● YOUR INSTRUCTIONS: Each line in the material below, starting at the one with "Generate a component" and ending at the one with "import React from", is to be reproduced exactly; no picture is to be copied.

● RECORDS SHOWN:
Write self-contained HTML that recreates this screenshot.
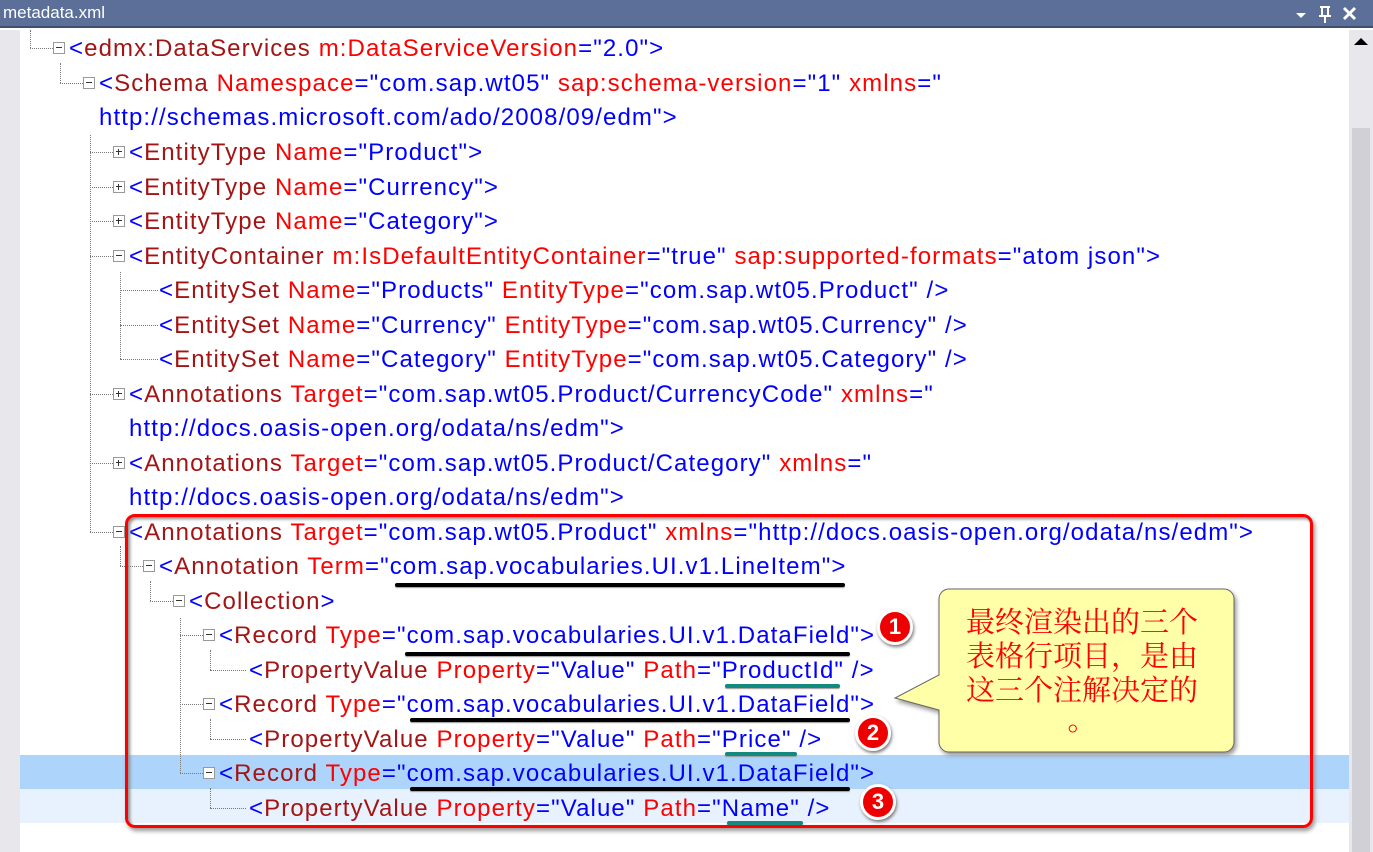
<!DOCTYPE html>
<html><head><meta charset="utf-8"><style>
*{margin:0;padding:0;box-sizing:border-box}
body{width:1373px;height:852px;overflow:hidden;background:#fff;position:relative;font-family:"Liberation Sans",sans-serif}
.t{position:absolute;height:34px;line-height:35px;font-size:24px;letter-spacing:1.1px;white-space:pre;color:#0000ff}
.n{color:#a31515}.a{color:#ff0000}
.e{position:absolute;width:12px;height:12px;border:1px solid #999;background:#fff}
.e::after{content:"";position:absolute;left:2px;top:4px;width:6px;height:1px;background:#333}
.p::before{content:"";position:absolute;left:4px;top:2px;width:1px;height:6px;background:#333}
.h{position:absolute;height:0;border-top:1px dotted #777}
.v{position:absolute;width:0;border-left:1px dotted #777}
.ul{position:absolute;height:4px;background:#000;border-radius:2px;box-shadow:0 1px 1px #999}
.tl{position:absolute;height:4px;background:#138a80;border-radius:2px;box-shadow:0 1px 1px #999}
.c{position:absolute;width:36px;height:36px;border-radius:50%;background:#e00;border:3px solid #fff;box-shadow:1px 2px 3px #777;color:#fff;font-weight:bold;font-size:22px;text-align:center;line-height:30px}
</style></head><body>
<div style="position:absolute;left:0;top:0;width:1373px;height:28px;background:#5b6f98;border-bottom:2px solid #3f4f70"></div>
<div style="position:absolute;left:3px;top:3px;color:#fff;font-size:17px">metadata.xml</div>
<svg style="position:absolute;left:1290px;top:4px" width="80" height="22"><path d="M6 9h10l-5 5z" fill="#fff"/><path d="M30 3h10M32 3v9M38 3v9M29 12h12M35 12v7" stroke="#fff" stroke-width="2" fill="none"/><path d="M54 4l11 11M65 4l-11 11" stroke="#fff" stroke-width="3"/></svg>
<div style="position:absolute;left:0;top:30px;width:20px;height:822px;background:#e8e8ec"></div>
<div style="position:absolute;left:1349px;top:30px;width:24px;height:822px;background:#e8e8ec"></div>
<div style="position:absolute;left:1352px;top:128px;width:18px;height:724px;background:#d0d0d6"></div>
<svg style="position:absolute;left:1352px;top:36px" width="18" height="12"><path d="M2 9h14l-7-7z" fill="#000"/></svg>
<div style="position:absolute;left:20px;top:755px;width:1329px;height:34px;background:#add4fb"></div>
<div style="position:absolute;left:20px;top:789px;width:1329px;height:34px;background:#e8f2fe"></div>

<div class="v" style="left:30px;top:30px;height:18px"></div><div class="h" style="left:30px;top:48px;width:23px"></div>
<div class="v" style="left:60px;top:63px;height:20px"></div><div class="h" style="left:60px;top:83px;width:23px"></div>
<div class="v" style="left:90px;top:135px;height:397px"></div>
<div class="h" style="left:90px;top:152px;width:23px"></div><div class="h" style="left:90px;top:187px;width:23px"></div><div class="h" style="left:90px;top:221px;width:23px"></div><div class="h" style="left:90px;top:256px;width:23px"></div><div class="h" style="left:90px;top:394px;width:23px"></div><div class="h" style="left:90px;top:463px;width:23px"></div><div class="h" style="left:90px;top:532px;width:23px"></div>
<div class="v" style="left:120px;top:272px;height:87px"></div>
<div class="h" style="left:120px;top:290px;width:38px"></div><div class="h" style="left:120px;top:325px;width:38px"></div><div class="h" style="left:120px;top:359px;width:38px"></div>
<div class="v" style="left:120px;top:546px;height:20px"></div><div class="h" style="left:120px;top:566px;width:23px"></div>
<div class="v" style="left:150px;top:581px;height:20px"></div><div class="h" style="left:150px;top:601px;width:23px"></div>
<div class="v" style="left:180px;top:618px;height:155px"></div>
<div class="h" style="left:180px;top:635px;width:23px"></div><div class="h" style="left:180px;top:704px;width:23px"></div><div class="h" style="left:180px;top:773px;width:23px"></div>
<div class="v" style="left:210px;top:650px;height:20px"></div><div class="h" style="left:210px;top:670px;width:36px"></div>
<div class="v" style="left:210px;top:719px;height:20px"></div><div class="h" style="left:210px;top:739px;width:36px"></div>
<div class="v" style="left:210px;top:788px;height:20px"></div><div class="h" style="left:210px;top:808px;width:36px"></div>

<div class="e" style="left:53px;top:42px"></div>
<div class="e" style="left:83px;top:77px"></div>
<div class="e p" style="left:113px;top:146px"></div>
<div class="e p" style="left:113px;top:181px"></div>
<div class="e p" style="left:113px;top:215px"></div>
<div class="e" style="left:113px;top:250px"></div>
<div class="e p" style="left:113px;top:388px"></div>
<div class="e p" style="left:113px;top:457px"></div>
<div class="e" style="left:113px;top:526px"></div>
<div class="e" style="left:143px;top:560px"></div>
<div class="e" style="left:173px;top:595px"></div>
<div class="e" style="left:203px;top:629px"></div>
<div class="e" style="left:203px;top:698px"></div>
<div class="e" style="left:203px;top:767px"></div>

<div class="t" style="left:69px;top:31px">&lt;<span class="n">edmx:DataServices</span> <span class="a">m:DataServiceVersion</span>="2.0"&gt;</div>
<div class="t" style="left:99px;top:66px">&lt;<span class="n">Schema</span> <span class="a">Namespace</span>="com.sap.wt05" <span class="a">sap:schema-version</span>="1" <span class="a">xmlns</span>="</div>
<div class="t" style="left:99px;top:100px">http://schemas.microsoft.com/ado/2008/09/edm"&gt;</div>
<div class="t" style="left:129px;top:135px">&lt;<span class="n">EntityType</span> <span class="a">Name</span>="Product"&gt;</div>
<div class="t" style="left:129px;top:170px">&lt;<span class="n">EntityType</span> <span class="a">Name</span>="Currency"&gt;</div>
<div class="t" style="left:129px;top:204px">&lt;<span class="n">EntityType</span> <span class="a">Name</span>="Category"&gt;</div>
<div class="t" style="left:129px;top:239px">&lt;<span class="n">EntityContainer</span> <span class="a">m:IsDefaultEntityContainer</span>="true" <span class="a">sap:supported-formats</span>="atom json"&gt;</div>
<div class="t" style="left:159px;top:273px">&lt;<span class="n">EntitySet</span> <span class="a">Name</span>="Products" <span class="a">EntityType</span>="com.sap.wt05.Product" /&gt;</div>
<div class="t" style="left:159px;top:308px">&lt;<span class="n">EntitySet</span> <span class="a">Name</span>="Currency" <span class="a">EntityType</span>="com.sap.wt05.Currency" /&gt;</div>
<div class="t" style="left:159px;top:342px">&lt;<span class="n">EntitySet</span> <span class="a">Name</span>="Category" <span class="a">EntityType</span>="com.sap.wt05.Category" /&gt;</div>
<div class="t" style="left:129px;top:377px">&lt;<span class="n">Annotations</span> <span class="a">Target</span>="com.sap.wt05.Product/CurrencyCode" <span class="a">xmlns</span>="</div>
<div class="t" style="left:129px;top:411px">http://docs.oasis-open.org/odata/ns/edm"&gt;</div>
<div class="t" style="left:129px;top:446px">&lt;<span class="n">Annotations</span> <span class="a">Target</span>="com.sap.wt05.Product/Category" <span class="a">xmlns</span>="</div>
<div class="t" style="left:129px;top:480px">http://docs.oasis-open.org/odata/ns/edm"&gt;</div>
<div class="t" style="left:129px;top:515px">&lt;<span class="n">Annotations</span> <span class="a">Target</span>="com.sap.wt05.Product" <span class="a">xmlns</span>="http://docs.oasis-open.org/odata/ns/edm"&gt;</div>
<div class="t" style="left:159px;top:549px">&lt;<span class="n">Annotation</span> <span class="a">Term</span>="com.sap.vocabularies.UI.v1.LineItem"&gt;</div>
<div class="t" style="left:189px;top:584px">&lt;<span class="n">Collection</span>&gt;</div>
<div class="t" style="left:219px;top:618px">&lt;<span class="n">Record</span> <span class="a">Type</span>="com.sap.vocabularies.UI.v1.DataField"&gt;</div>
<div class="t" style="left:249px;top:653px">&lt;<span class="n">PropertyValue</span> <span class="a">Property</span>="Value" <span class="a">Path</span>="ProductId" /&gt;</div>
<div class="t" style="left:219px;top:687px">&lt;<span class="n">Record</span> <span class="a">Type</span>="com.sap.vocabularies.UI.v1.DataField"&gt;</div>
<div class="t" style="left:249px;top:722px">&lt;<span class="n">PropertyValue</span> <span class="a">Property</span>="Value" <span class="a">Path</span>="Price" /&gt;</div>
<div class="t" style="left:219px;top:756px">&lt;<span class="n">Record</span> <span class="a">Type</span>="com.sap.vocabularies.UI.v1.DataField"&gt;</div>
<div class="t" style="left:249px;top:791px">&lt;<span class="n">PropertyValue</span> <span class="a">Property</span>="Value" <span class="a">Path</span>="Name" /&gt;</div>

<div class="ul" style="left:395px;top:583px;width:450px"></div>
<div class="ul" style="left:405px;top:652px;width:445px"></div>
<div class="ul" style="left:410px;top:718px;width:440px"></div>
<div class="ul" style="left:410px;top:787px;width:440px"></div>
<div class="tl" style="left:725px;top:684px;width:115px"></div>
<div class="tl" style="left:725px;top:752px;width:72px"></div>
<div class="tl" style="left:727px;top:821px;width:76px"></div>

<div style="position:absolute;left:125px;top:514px;width:1188px;height:314px;border:3px solid #f00;border-radius:10px;box-shadow:inset 2px 2px 3px #888,2px 3px 4px #999"></div>

<svg style="position:absolute;left:890px;top:585px" width="355" height="175"><path d="M59 4h275a10 10 0 0 1 10 10v143a10 10 0 0 1-10 10H59a10 10 0 0 1-10-10V125L5 113 49 90V14a10 10 0 0 1 10-10z" fill="#ffffa8" stroke="#666" stroke-width="1" style="filter:drop-shadow(2px 3px 2px #999)"/></svg>
<div style="position:absolute;left:932px;top:604px;width:300px;text-align:center;color:#f00;font-size:29px;line-height:34px;white-space:nowrap;font-family:'Noto Serif CJK SC','Noto Sans CJK SC',serif">最终渲染出的三个<br>表格行项目，是由<br>这三个注解决定的<br><span style="position:relative;top:-4px">。</span></div>

<div class="c" style="left:877px;top:609px">1</div>
<div class="c" style="left:855px;top:715px">2</div>
<div class="c" style="left:860px;top:784px">3</div>
</body></html>
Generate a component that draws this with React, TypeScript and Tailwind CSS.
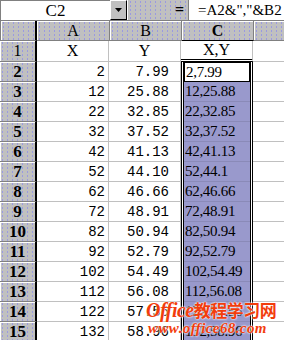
import React from "react";

const rows: [number, string, string][] = [
  [2, "7.99", "2,7.99"],
  [12, "25.88", "12,25.88"],
  [22, "32.85", "22,32.85"],
  [32, "37.52", "32,37.52"],
  [42, "41.13", "42,41.13"],
  [52, "44.10", "52,44.1"],
  [62, "46.66", "62,46.66"],
  [72, "48.91", "72,48.91"],
  [82, "50.94", "82,50.94"],
  [92, "52.79", "92,52.79"],
  [102, "54.49", "102,54.49"],
  [112, "56.08", "112,56.08"],
  [122, "57.56", "122,57.56"],
  [132, "58.96", "132,58.96"],
];

const dots =
  "bg-[#c0c0c0] bg-[radial-gradient(#9a9ae0_0.8px,transparent_1px)] bg-[length:5px_4px]";

function ColHead({ label, w, bold }: { label: string; w: string; bold?: boolean }) {
  return (
    <div
      className={`${w} ${dots} h-full flex items-center justify-center border-r border-b border-[#808080] shadow-[inset_1px_1px_0_#fff] ${
        bold ? "font-bold border-b-black" : ""
      }`}
    >
      {label}
    </div>
  );
}

function RowHead({ n, bold }: { n: number; bold?: boolean }) {
  return (
    <div
      className={`w-[37px] shrink-0 h-full ${dots} flex items-center justify-center border-b border-[#808080] border-r-2 border-r-black shadow-[inset_1px_1px_0_#fff] ${
        bold ? "font-bold text-[17px]" : ""
      }`}
    >
      {n}
    </div>
  );
}

export default function App() {
  return (
    <div className="relative w-[284px] h-[340px] overflow-hidden bg-white text-black font-['Liberation_Serif',serif] text-[16px] leading-none">
      {/* formula bar */}
      <div className="flex h-[21px] bg-[#c0c0c0] border-b border-[#808080]">
        <div className="w-[110px] bg-white border-t border-l border-[#808080] flex items-center justify-center text-[17px]">
          C2
        </div>
        <div className="w-[17px] border border-t-white border-l-white border-b-black border-r-black flex items-center justify-center">
          <svg width="7" height="4" viewBox="0 0 7 4">
            <path d="M0 0h7L3.5 4z" fill="#000" />
          </svg>
        </div>
        <div className={`w-[61px] ${dots} flex items-center justify-end pr-[4px] font-bold text-[16px] border-l border-white`}>
          =
        </div>
        <div className="flex-1 min-w-0 bg-white border-l border-[#808080] flex items-center pl-[9px] text-[15px] whitespace-nowrap">
          =A2&amp;","&amp;B2
        </div>
      </div>

      {/* column headers */}
      <div className="flex h-[20px] border-l border-[#808080]">
        <div className={`w-[36px] shrink-0 ${dots} h-full border-r-2 border-r-black border-b border-[#808080] shadow-[inset_1px_1px_0_#fff]`} />
        <ColHead label="A" w="w-[73px]" />
        <ColHead label="B" w="w-[72px]" />
        <ColHead label="C" w="w-[72px]" bold />
        <div className={`flex-1 h-full ${dots} border-b border-[#808080] shadow-[inset_1px_1px_0_#fff]`} />
      </div>

      {/* row 1 */}
      <div className="flex h-[21px]">
        <RowHead n={1} />
        <div className="w-[72px] shrink-0 flex items-center justify-center border-r border-b border-[#c0c0c0]">X</div>
        <div className="w-[72px] shrink-0 flex items-center justify-center border-r border-b border-[#c0c0c0]">Y</div>
        <div className="w-[72px] shrink-0 flex items-center justify-center border-r border-[#c0c0c0] border-b-[3px] border-b-black border-double">
          X,Y
        </div>
        <div className="flex-1 border-b border-[#c0c0c0]" />
      </div>

      {rows.map(([x, y, c], i) => (
        <div key={x} className="flex h-[20px]">
          <RowHead n={i + 2} bold />
          <div className="w-[72px] shrink-0 flex items-center justify-end pr-[3px] border-r border-b border-[#c0c0c0] font-['Liberation_Mono',monospace] text-[14px]">
            {x}
          </div>
          <div className="w-[72px] shrink-0 flex items-center justify-end pr-[11px] border-r border-b border-[#c0c0c0] font-['Liberation_Mono',monospace] text-[14px]">
            {y}
          </div>
          <div className="w-[72px] shrink-0 border-x-[3px] border-double border-black bg-clip-padding">
            <div
              className={`h-full flex items-center pl-[1px] text-[15px] tracking-[-0.3px] ${
                i === 0 ? "bg-white border border-black" : "bg-[#9999cc] border-b border-[#8a8ab8]"
              }`}
            >
              {c}
            </div>
          </div>
          <div className="flex-1 border-b border-[#c0c0c0]" />
        </div>
      ))}

      {/* watermark */}
      <div className="absolute left-[146px] top-[300px] italic font-bold text-[#f23d0c] [text-shadow:0_0_2px_#fff,0_0_2px_#fff] leading-none">
        <div className="text-[20px] font-['Liberation_Serif','Noto_Sans_CJK_SC',serif] tracking-[-0.5px]">
          Office<span className="not-italic font-['Noto_Sans_CJK_SC',sans-serif] text-[17px]">教程学习网</span>
        </div>
        <div className="mt-[1px] ml-[2px] text-[15px] font-['Liberation_Serif',serif] tracking-[0.4px]">
          www.office68.com
        </div>
      </div>
    </div>
  );
}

● THE COMPLETED TASK:
Generate a component that draws this with React, TypeScript and Tailwind CSS.
import React from "react";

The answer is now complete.